When the most appropriate exposure time has been selected, I produce a test shot and check the display to see whether the picture is too underexposed or overexposed. If this is the case, I adjust accordingly and use a lower or higher exposure time. Usually I take 2-3 pictures of a subject, in some cases more pictures with different exposure times . This is also called exposure bracketing . This way I still have the option of choosing a different exposure variant later during post-processing.

Tip: Some cameras can also automatically create bracketing series from 3 or more images. If you choose an exposure time of 2 seconds in this mode, for example, the camera will automatically take 2 more pictures one after the other – depending on the setting, picture 1 is then exposed for example 1 second and picture 2 for example 3 seconds.

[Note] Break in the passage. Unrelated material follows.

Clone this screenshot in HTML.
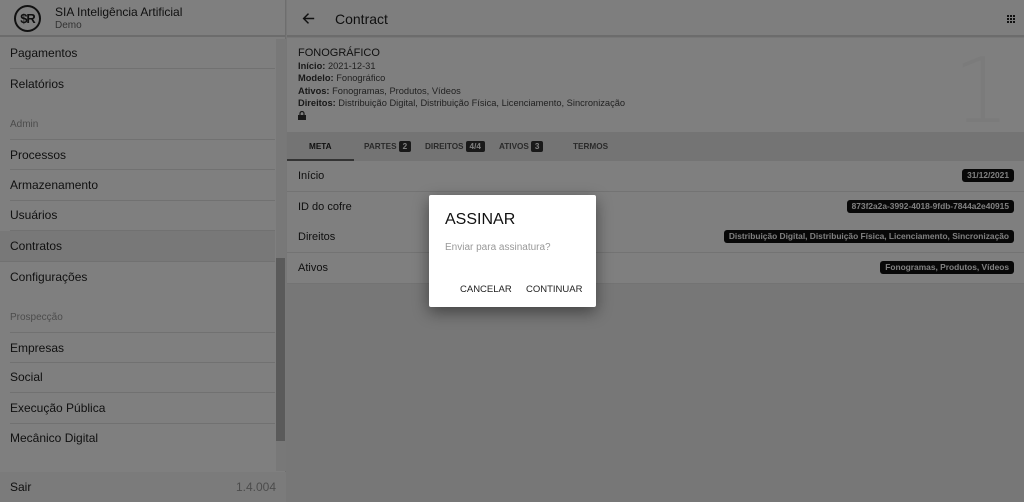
<!DOCTYPE html>
<html><head><meta charset="utf-8"><style>
*{box-sizing:border-box;margin:0;padding:0}
body{width:1024px;height:502px;overflow:hidden;font-family:"Liberation Sans",sans-serif;background:#eee;position:relative;color:#212121}
.sb{position:absolute;left:0;top:0;width:286px;height:502px;background:#fff;border-right:1px solid #ddd}
.hd{height:37px;border-bottom:2px solid #d8d8d8;position:relative}
.logo{position:absolute;left:14px;top:5px;width:27px;height:27px;border:2px solid #222;border-radius:50%;font-weight:bold;font-size:13px;text-align:center;line-height:23px;letter-spacing:-1px}
.t1{position:absolute;left:55px;top:5px;font-size:12px}
.t2{position:absolute;left:55px;top:20px;font-size:10px;color:#666}
.it{position:absolute;left:10px;width:265px;height:31px;line-height:31px;font-size:12px;border-bottom:1px solid #e2e2e2;color:#222}
.sec{position:absolute;left:10px;font-size:10px;color:#999}
.scr{position:absolute;left:276px;top:39px;width:10px;height:432px;background:#f0f0f0}
.th{position:absolute;left:276px;top:258px;width:9px;height:183px;background:#b5b5b5}
.sair{position:absolute;left:0;top:472px;width:286px;height:30px;background:#f7f7f7;font-size:12px;line-height:30px;padding-left:10px}
.main{position:absolute;left:287px;top:0;right:0;height:37px;background:#fcfcfc;border-bottom:2px solid #d8d8d8}
.info{position:absolute;left:287px;top:38px;right:0;height:94px;background:#fff;font-size:9.3px;color:#444;padding:8px 11px;line-height:12.4px}
.info b{color:#333}
.tabs{position:absolute;left:287px;top:132px;right:0;height:29px;background:#e8e8e8;font-size:8.2px;font-weight:bold;color:#555}
.tab{position:absolute;top:10px}
.bd{background:#333;color:#fff;padding:1px 4px;border-radius:2px;margin-left:2px}
.row{position:absolute;left:287px;right:0;height:31px;background:#fff;border-bottom:1px solid #e6e6e6;font-size:11px;line-height:31px;padding-left:11px}
.ch{position:absolute;right:10px;top:8px;background:#111;color:#fff;font-size:8.4px;font-weight:bold;line-height:13px;padding:0 5px;border-radius:3px}
.ov{position:absolute;left:0;top:0;width:1024px;height:502px;background:rgba(0,0,0,.5)}
.dlg{position:absolute;left:429px;top:195px;width:167px;height:112px;background:#fff;border-radius:2px;box-shadow:0 5px 16px rgba(0,0,0,.45)}
</style></head><body>
<div class="sb">
 <div class="hd"><div class="logo">$R</div><div class="t1">SIA Inteligência Artificial</div><div class="t2">Demo</div></div>
 <div class="it" style="top:38px">Pagamentos</div>
 <div class="it" style="top:69px;border:none">Relatórios</div>
 <div class="sec" style="top:119px">Admin</div>
 <div class="it" style="top:139px;border-top:1px solid #e2e2e2">Processos</div>
 <div class="it" style="top:170px">Armazenamento</div>
 <div class="it" style="top:200px">Usuários</div>
 <div class="it" style="top:231px;background:#f0f0f0;left:0;padding-left:10px;width:275px">Contratos</div>
 <div class="it" style="top:262px;border:none">Configurações</div>
 <div class="sec" style="top:312px">Prospecção</div>
 <div class="it" style="top:332px;border-top:1px solid #e2e2e2">Empresas</div>
 <div class="it" style="top:362px">Social</div>
 <div class="it" style="top:393px">Execução Pública</div>
 <div class="it" style="top:423px;border:none">Mecânico Digital</div>
 <div class="scr"></div><div class="th"></div>
 <div class="sair">Sair<span style="position:absolute;right:10px;color:#999">1.4.004</span></div>
</div>
<div class="main">
 <svg style="position:absolute;left:15px;top:12px" width="13" height="13" viewBox="0 0 16 16"><path d="M15 8H2M8 2L2 8l6 6" stroke="#222" stroke-width="1.8" fill="none"/></svg>
 <div style="position:absolute;left:48px;top:11px;font-size:14px">Contract</div>
 <svg style="position:absolute;right:9px;top:15px" width="8" height="8" viewBox="0 0 8 8" fill="#222"><rect x="0" y="0" width="2" height="2"/><rect x="3" y="0" width="2" height="2"/><rect x="6" y="0" width="2" height="2"/><rect x="0" y="3" width="2" height="2"/><rect x="3" y="3" width="2" height="2"/><rect x="6" y="3" width="2" height="2"/><rect x="0" y="6" width="2" height="2"/><rect x="3" y="6" width="2" height="2"/><rect x="6" y="6" width="2" height="2"/></svg>
</div>
<div class="info">
 <div style="font-size:11px;color:#222;line-height:14px">FONOGRÁFICO</div>
 <div><b>Início:</b> 2021-12-31</div>
 <div><b>Modelo:</b> Fonográfico</div>
 <div><b>Ativos:</b> Fonogramas, Produtos, Vídeos</div>
 <div><b>Direitos:</b> Distribuição Digital, Distribuição Física, Licenciamento, Sincronização</div>
 <svg width="8" height="9" viewBox="0 0 8 9" style="margin-top:1px"><rect x="0" y="4" width="8" height="5" fill="#333"/><path d="M2 4V2.5a2 2 0 0 1 4 0V4" stroke="#333" stroke-width="1.2" fill="none"/></svg>
 <div style="position:absolute;right:14px;top:4px;font-size:90px;color:#f7f7f7;font-family:'DejaVu Sans',sans-serif;font-weight:200;line-height:100px">1</div>
</div>
<div class="tabs">
 <span class="tab" style="left:22px;color:#222">META</span>
 <div style="position:absolute;left:0;top:27px;width:67px;height:2px;background:#666"></div>
 <span class="tab" style="left:77px">PARTES<span class="bd">2</span></span>
 <span class="tab" style="left:138px">DIREITOS<span class="bd">4/4</span></span>
 <span class="tab" style="left:212px">ATIVOS<span class="bd">3</span></span>
 <span class="tab" style="left:286px">TERMOS</span>
</div>
<div class="row" style="top:161px">Início<span class="ch">31/12/2021</span></div>
<div class="row" style="top:192px">ID do cofre<span class="ch">873f2a2a-3992-4018-9fdb-7844a2e40915</span></div>
<div class="row" style="top:222px">Direitos<span class="ch">Distribuição Digital, Distribuição Física, Licenciamento, Sincronização</span></div>
<div class="row" style="top:253px">Ativos<span class="ch">Fonogramas, Produtos, Vídeos</span></div>
<div class="ov"></div>
<div class="dlg">
 <div style="position:absolute;left:16px;top:16px;font-size:16px;color:#111">ASSINAR</div>
 <div style="position:absolute;left:16px;top:47px;font-size:10px;color:#999">Enviar para assinatura?</div>
 <div style="position:absolute;left:31px;top:89px;font-size:9.5px;color:#222">CANCELAR</div>
 <div style="position:absolute;left:97px;top:89px;font-size:9.5px;color:#222">CONTINUAR</div>
</div>
</body></html>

Another reason I like bracketing is that in some cases, especially with high-contrast shots, I like to experiment with HDR . Several differently exposed images are placed on top of one another in order to have all areas of the image; both dark and light exposed in a balanced way. Used in doses, this can have a positive effect on the mood of the picture.

Just pressing the shutter button is not recommended for long exposures.

Before you press the remote; among other things, you should ask yourself these:

Is the camera firmly attached to the tripod?

Is there a strong wind blowing around the camera right now?

Have I let enough time pass since I made settings on the camera?

If you can be relatively sure that the camera is not moving, and all other things are in check, then you’re good to go.